The Arab young and restless

Editorial, Normal
Source:

The National – Monday, April 4, 2011

By JEFFREY D. SACHS
MANY factors underlay the ongoing upheavals in the Middle East.
Decades of corrupt and authoritarian rule, increasingly literate and digitally-connected societies and skyrocketing world food prices.
To top it off, throughout the Middle East (as well as Sub-Saharan Africa and most of South Asia), rapid population growth is fuelling enormous demographic pressures.
Egypt’s population, for example, more than doubled over the course of Hosni Mubarak’s rule, from 42 million in 1980 to 85 million last year.
This surge is all the more remarkable given that Egypt is a desert country, its inhabitants packed along the Nile.

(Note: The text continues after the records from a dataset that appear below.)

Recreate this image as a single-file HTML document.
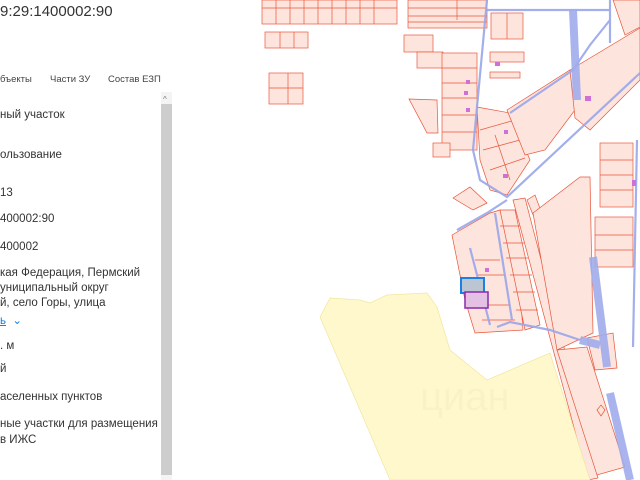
<!DOCTYPE html>
<html><head><meta charset="utf-8"><style>
*{margin:0;padding:0;box-sizing:border-box}
body{width:640px;height:480px;overflow:hidden;background:#fff;font-family:"Liberation Sans",sans-serif;color:#333;position:relative}
#panel{position:absolute;left:0;top:0;width:176px;height:480px;background:#fff;z-index:2}
.t{position:absolute;left:0;font-size:11.5px;white-space:nowrap;line-height:15px}
#map{position:absolute;left:0;top:0}
</style></head><body>
<svg id="map" width="640" height="480" viewBox="0 0 640 480">
<g fill="#fde4dc" stroke="#e8553a" stroke-width="0.7">
<rect x="262" y="0" width="135" height="24"/>
<path d="M276 0V24M290 0V24M304 0V24M318 0V24M332 0V24M346 0V24M360 0V24M374 0V24M262 8H397" fill="none"/>
<rect x="265" y="32" width="43" height="16"/><path d="M280 32V48M294 32V48" fill="none"/>
<rect x="269" y="73" width="34" height="31"/><path d="M288 73V104M269 88H303" fill="none"/>
<rect x="408" y="0" width="79" height="28"/><path d="M408 8H487M408 16H487M408 22H487M457 0V20" fill="none"/>
<rect x="404" y="35" width="29" height="17"/>
<rect x="417" y="52" width="26" height="16"/>
<rect x="442" y="53" width="35" height="97"/><path d="M442 68H477M442 83H477M442 98H477M442 115H477M442 132H477" fill="none"/>
<path d="M409 99L437 100L438 133L427 133Z"/>
<rect x="433" y="143" width="17" height="14"/>
<rect x="491" y="13" width="32" height="26"/><path d="M507 13V39" fill="none"/>
<rect x="490" y="52" width="34" height="10"/><rect x="490" y="72" width="30" height="6"/>
<path d="M477 107L510 113L530 160L507 195L490 190L480 160Z"/><path d="M480 130L515 120M483 150L520 140M490 170L525 158M495 135L510 180" fill="none"/>
<path d="M507 110L570 70L590 90L545 150L525 155Z"/>
<path d="M570 70L640 28L640 80L590 130L575 118Z"/>
<path d="M613 0L640 0L640 27L625 35Z"/>
<rect x="600" y="143" width="33" height="64"/><path d="M600 160H633M600 175H633M600 190H633" fill="none"/>
<rect x="595" y="217" width="38" height="50"/><path d="M595 235H633M595 250H633" fill="none"/>
<path d="M453 198L470 187L487 203L473 210Z"/>
<path d="M452 235L490 213L500 210L520 290L523 330L475 333L465 300Z"/>
<path d="M500 210L515 210L540 325L525 330Z"/><path d="M500 226H520M503 243H524M506 258H528M510 275H532M513 292H535M516 310H538" fill="none"/>
<path d="M475 260H500M478 275H505M480 305H510M482 320H515" fill="none"/>
<path d="M513 200L525 198L598 478L588 480Z"/>
<path d="M527 200L535 195L548 230L540 232Z"/>
<path d="M533 213L580 177L590 177L593 333L557 350Z"/>
<path d="M557 350L587 347L625 467L597 475Z"/>
<path d="M587 338L613 333L617 368L595 370Z"/>
<path d="M597 410l4-5 4 5-4 6z" fill="none"/>
</g>
<path d="M320 317L330 298L360 300L370 303L387 295L427 293L437 307L450 350L487 380L550 353L590 480L390 480Z" fill="#fef8cc" stroke="#f0e6a0" stroke-width="0.7"/>
<g fill="none" stroke="#9aa7ea" stroke-width="2.2" opacity="0.9">
<path d="M487 0L473 150L480 180L507 197L640 73"/>
<path d="M487 10H610M610 0V43"/>
<path d="M510 113L573 70L590 45L610 20"/>
<path d="M457 230L487 213L507 200"/>
<path d="M497 327L510 322L550 330L580 340"/>
<path d="M637 140L633 347"/>
<path d="M495 213L512 320"/>
<path d="M470 248L490 325"/>
</g>
<g fill="none" stroke="#a0acec" stroke-width="8" opacity="0.9">
<path d="M573 10L577 100"/>
<path d="M593 257L607 367"/>
<path d="M610 393L630 480"/>
<path d="M580 340L600 345"/>
</g>
<g fill="#d06fd8"><rect x="495" y="62" width="5" height="4"/><rect x="466" y="80" width="4" height="4"/><rect x="464" y="91" width="4" height="4"/><rect x="466" y="108" width="4" height="4"/><rect x="504" y="130" width="4" height="4"/><rect x="503" y="174" width="5" height="4"/><rect x="585" y="96" width="6" height="5"/><rect x="485" y="268" width="4" height="4"/><rect x="632" y="180" width="4" height="6"/></g>
<rect x="461" y="278" width="23" height="15" fill="#bcc6d2" stroke="#1a80e6" stroke-width="2"/>
<rect x="465" y="292" width="23" height="16" fill="#e4c0e4" stroke="#8a2aa8" stroke-width="1.5"/>
<text x="420" y="410" font-family="Liberation Sans" font-size="40" fill="#000" opacity="0.02">циан</text>
</svg>
<div id="panel">
<div class="t" style="top:3px;font-size:15px;line-height:18px;color:#333">9:29:1400002:90</div>
<div class="t" style="top:72px;font-size:9.5px;color:#444">бъекты</div>
<div class="t" style="top:72px;left:50px;font-size:9.5px;color:#444">Части ЗУ</div>
<div class="t" style="top:72px;left:108px;font-size:9.5px;color:#444">Состав ЕЗП</div>
<div style="position:absolute;left:161px;top:92px;width:11px;height:388px;background:#f4f4f4"></div>
<div style="position:absolute;left:161px;top:104px;width:11px;height:371px;background:#cdcdcd"></div>
<div class="t" style="top:92px;left:163px;font-size:8px;color:#777">^</div>
<div class="t" style="top:108px">ный участок</div>
<div class="t" style="top:148px">ользование</div>
<div class="t" style="top:186px">13</div>
<div class="t" style="top:212px">400002:90</div>
<div class="t" style="top:240px">400002</div>
<div class="t" style="top:266px">кая Федерация, Пермский</div>
<div class="t" style="top:281px">униципальный округ</div>
<div class="t" style="top:296px">й, село Горы, улица</div>
<div class="t" style="top:314px;color:#1a7fe0"><u>ь</u>&nbsp;&nbsp;⌄</div>
<div class="t" style="top:339px">. м</div>
<div class="t" style="top:362px">й</div>
<div class="t" style="top:390px">аселенных пунктов</div>
<div class="t" style="top:417px">ные участки для размещения</div>
<div class="t" style="top:433px">в ИЖС</div>
</div>
</body></html>
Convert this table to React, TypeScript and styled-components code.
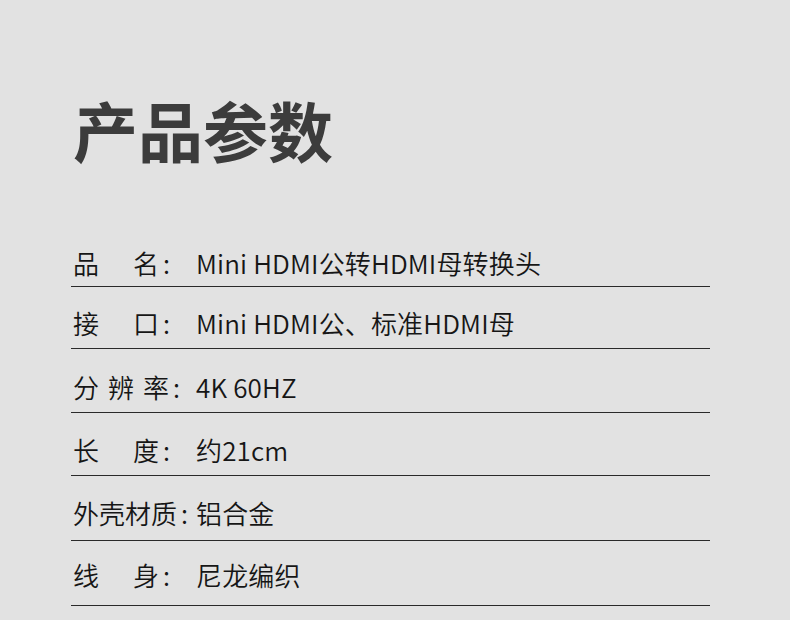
import React from "react";
import styled, { createGlobalStyle } from "styled-components";

const Global = createGlobalStyle`
  html, body { margin: 0; padding: 0; background: #e2e2e2; }
  body { font-family: "Noto Sans CJK SC", "Noto Sans", sans-serif; }
`;

const Page = styled.div`
  width: 790px;
  height: 620px;
  overflow: hidden;
  background: #e2e2e2;
  padding: 96px 80px 0 71px;
  box-sizing: border-box;
`;

const Title = styled.h1`
  margin: 0 0 0 2px;
  font-size: 65px;
  line-height: 66px;
  font-weight: 600;
  color: #3c3c3c;
`;

const Table = styled.div`
  margin-top: 62px;
  width: 639px;
  display: flex;
  flex-direction: column;
`;

const Row = styled.div<{ $h: number; $pb: number }>`
  height: ${(p) => p.$h}px;
  box-sizing: border-box;
  display: flex;
  align-items: flex-end;
  padding: 0 0 ${(p) => p.$pb}px 2px;
  border-bottom: 1px solid #2a2a2a;
  font-size: 26px;
  line-height: 26px;
  font-weight: 350;
  color: #161616;
`;

const Label = styled.div`
  display: flex;
  flex: none;
  width: 123px;
`;

const Chars = styled.div<{ $gap: number }>`
  display: flex;
  gap: ${(p) => p.$gap}px;
`;

const Colon = styled.span`
  margin-left: 4px;
`;

const Value = styled.div`
  white-space: nowrap;
  letter-spacing: 0.15px;
`;

type Item = { label: string[]; gap: number; value: string; h: number; pb: number };

const items: Item[] = [
  { label: ["品", "名"], gap: 34, value: "Mini HDMI公转HDMI母转换头", h: 63, pb: 10 },
  { label: ["接", "口"], gap: 34, value: "Mini HDMI公、标准HDMI母", h: 62, pb: 12 },
  { label: ["分", "辨", "率"], gap: 9, value: "4K 60HZ", h: 64, pb: 12 },
  { label: ["长", "度"], gap: 34, value: "约21cm", h: 63, pb: 12 },
  { label: ["外", "壳", "材", "质"], gap: 0, value: "铝合金", h: 65, pb: 14 },
  { label: ["线", "身"], gap: 34, value: "尼龙编织", h: 65, pb: 17 },
];

export default function App() {
  return (
    <Page>
      <Global />
      <Title>产品参数</Title>
      <Table>
        {items.map((it, i) => (
          <Row key={i} $h={it.h} $pb={it.pb}>
            <Label>
              <Chars $gap={it.gap}>
                {it.label.map((c, j) => (
                  <span key={j}>{c}</span>
                ))}
              </Chars>
              <Colon>:</Colon>
            </Label>
            <Value>{it.value}</Value>
          </Row>
        ))}
      </Table>
    </Page>
  );
}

With no room to spread , population densities are rising to breaking point.
Cairo has become a sprawling region of some 20 million people living cheek-by-jowl with inadequate infrastructure.
Rapid population growth means a bulging youth population.
Indeed, half of Egypt’s population is under 25.
Egypt is facing the extreme – and largely unmet – challenge of ensuring productive and gainful employment for its young people.
Employment growth is not keeping up with this population surge, at least not in the sense of decent jobs with decent wages.
The unemployment rate for young people (15-24 years old) in North Africa and the Middle East is 30% or more.
The frustration of unemployed and under-employed youth is now spilling over into the streets.
The problem of high youth unemployment is certainly not confined to the developing world.
In the US, the overall unemployment rate is around 9%, but among 18-25 year olds, it is a staggering 19%. And, this includes only young people actually at work or looking for work.
Many more have become discouraged and dropped out of the labour force entirely: not at school, not at work and not looking for work. They do not protest much, but many end up in prison.
The world’s labour markets are now interconnected.
Young people in countries as diverse as Egypt and the US are competing with young Chinese and Indians for jobs.
China’s low-paid, reasonably productive manufacturing workers and high-quality infrastructure (roads, power, ports, and communications) has set the standard for competitiveness globally.
As a result, low-skilled workers in Egypt, the US and other countries must either raise their productivity enough to compete at a decent wage or accept low pay or outright unemployment.
So, creating jobs at decent wages is at the heart of being internationally competitive.
That requires equipping workers with a good education, strong on-the-job training and supportive infrastructure.
While the private sector must create most of the jobs, the public sector must create the underlying conditions for high productivity.
That is a tall order.
Only one high-income region has done a reasonably good job of preparing its youth, and its overall economy, for tough global competition: Northern Europe, including Germany and Scandinavia (Denmark, Finland, Norway and Sweden). In these countries, public education is excellent and the transition from school to work often involves programmes like the apprenticeships for which Germany is especially famous.
In developing countries, the main advances are found in countries that emphasise excellence in education, public investment in infrastructure and serious on-the-job training.  – Project Syndicate

 

 

*Jeffrey D. Sachs is professor of economics and director of the earth institute at Columbia University. He is also special adviser to the United Nations secretary-general on the millennium development goals.